[Interface markup and scripts]
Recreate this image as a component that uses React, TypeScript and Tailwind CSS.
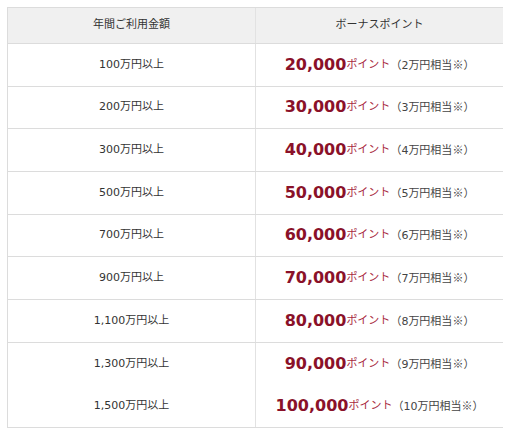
const rows = [
  { amount: "100万円以上", point: "20,000", yen: "2" },
  { amount: "200万円以上", point: "30,000", yen: "3" },
  { amount: "300万円以上", point: "40,000", yen: "4" },
  { amount: "500万円以上", point: "50,000", yen: "5" },
  { amount: "700万円以上", point: "60,000", yen: "6" },
  { amount: "900万円以上", point: "70,000", yen: "7" },
  { amount: "1,100万円以上", point: "80,000", yen: "8" },
  { amount: "1,300万円以上", point: "90,000", yen: "9" },
  { amount: "1,500万円以上", point: "100,000", yen: "10" },
];

export default function App() {
  return (
    <div
      className="min-h-[440px] bg-white pl-[7px] pt-[7px] text-[#333]"
      style={{ fontFamily: '"DejaVu Sans", "Noto Sans CJK JP", sans-serif' }}
    >
      <div className="w-[496px] border-l border-t border-[#dcdcdc]">
        {/* 見出し */}
        <div className="flex h-[36px] border-b border-[#dcdcdc] bg-[#f0f0f0] text-[11px]">
          <div className="flex w-[248px] items-center justify-center border-r border-[#e2e2e2]">
            年間ご利用金額
          </div>
          <div className="flex flex-1 items-center justify-center">
            ボーナスポイント
          </div>
        </div>

        {rows.map((r, i) => (
          <div
            key={r.amount}
            className={
              "flex h-[42.67px] border-[#dcdcdc] " +
              (i === 7 ? "" : "border-b")
            }
          >
            <div className="flex w-[248px] items-center justify-center border-r border-[#e2e2e2] text-[11px]">
              {r.amount}
            </div>
            <div className="flex flex-1 items-center justify-center">
              <span className="text-[16px] font-bold leading-none text-[#8a1129]">
                {r.point}
              </span>
              <span className="text-[11px] text-[#a8293e]">ポイント</span>
              <span className="text-[11px] text-[#444]">
                （{r.yen}万円相当
                <span className="font-['Noto_Sans_CJK_JP',sans-serif]">※</span>）
              </span>
            </div>
          </div>
        ))}
      </div>
    </div>
  );
}
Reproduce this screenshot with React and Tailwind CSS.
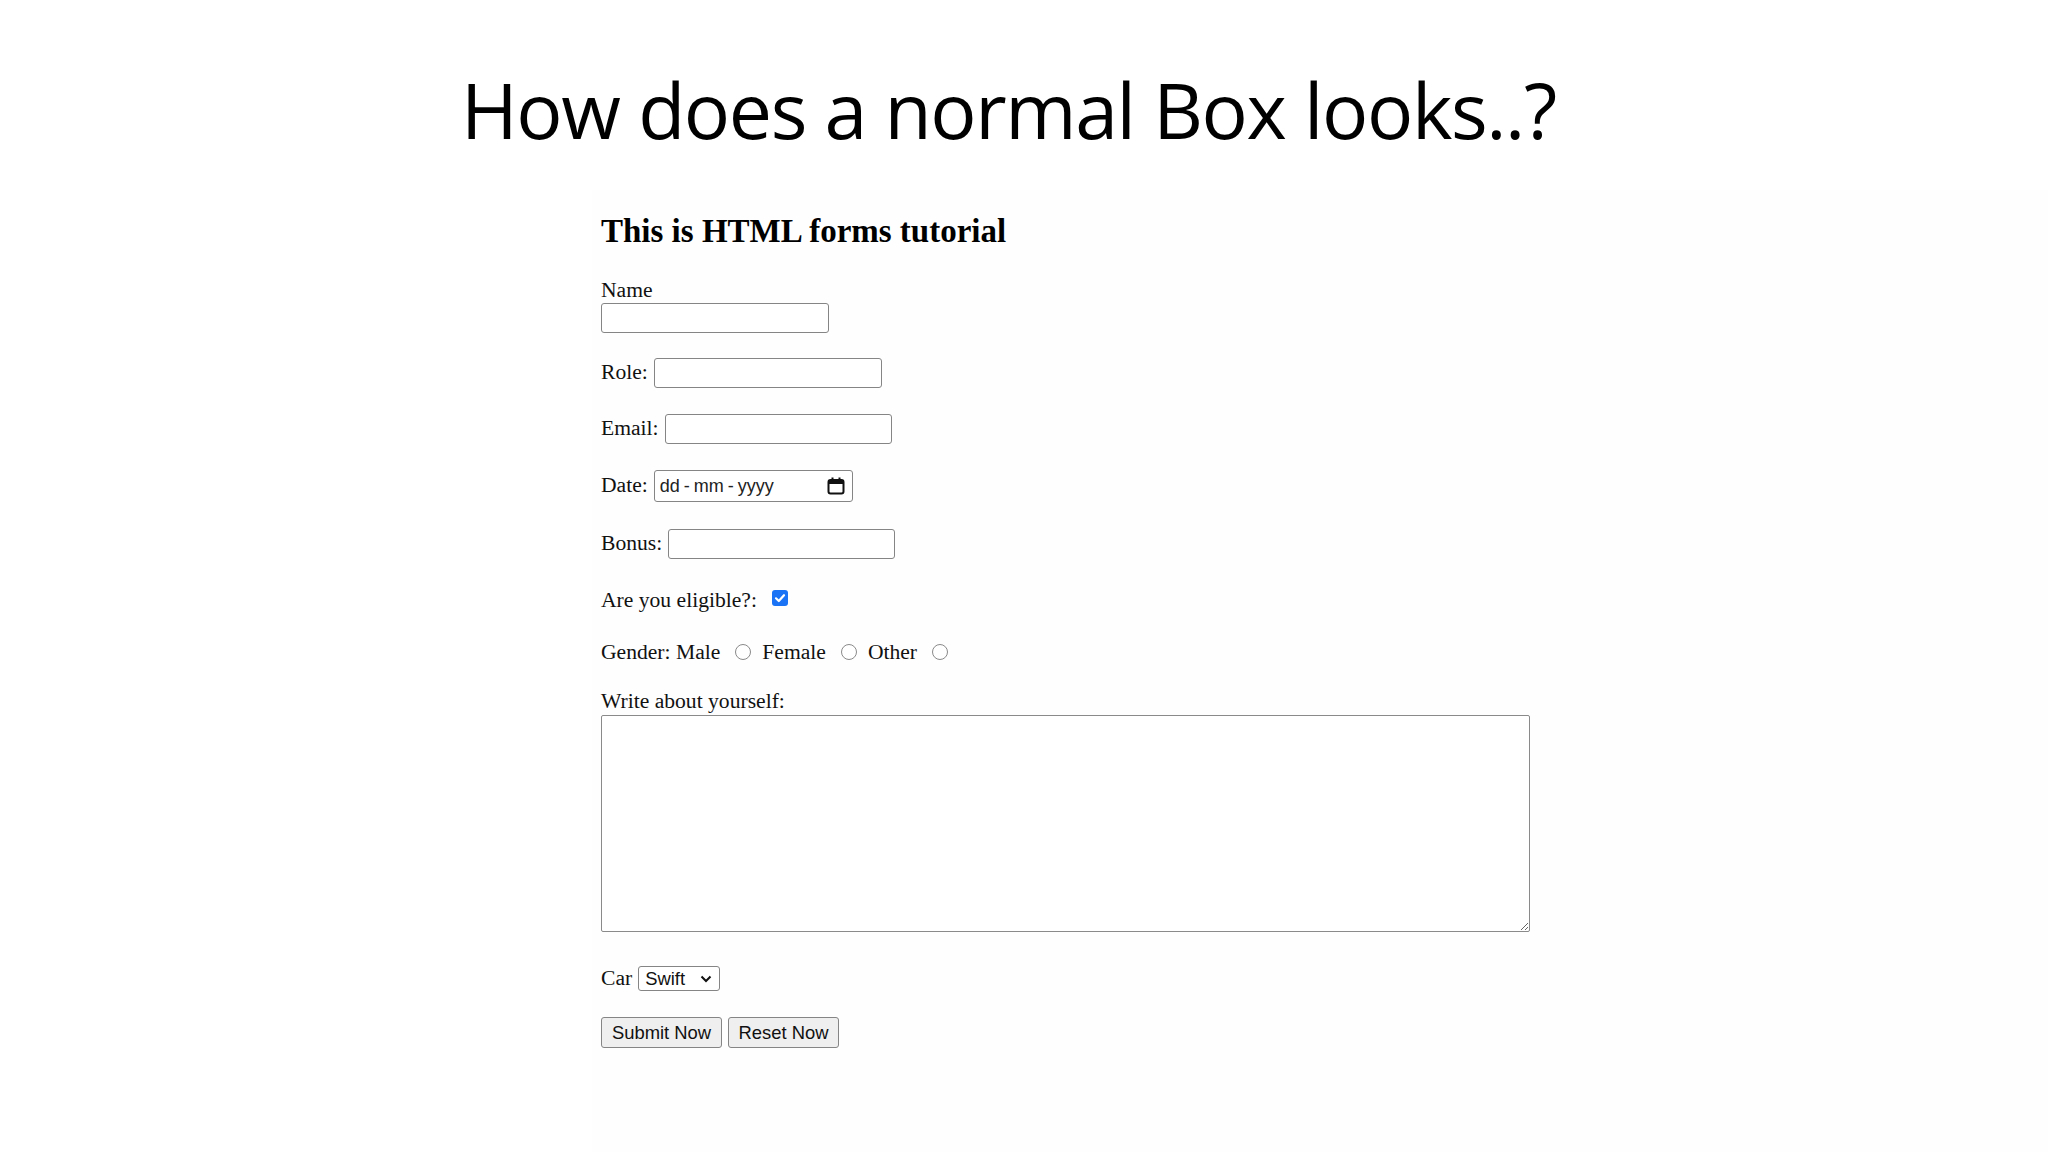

# [GIVEN TASK]
Copy out all lines above that include the string "this".

# [THE COMPLETED TASK]
Recreate this image as a component that uses React, TypeScript and Tailwind CSS.
Reproduce this screenshot with React and Tailwind CSS.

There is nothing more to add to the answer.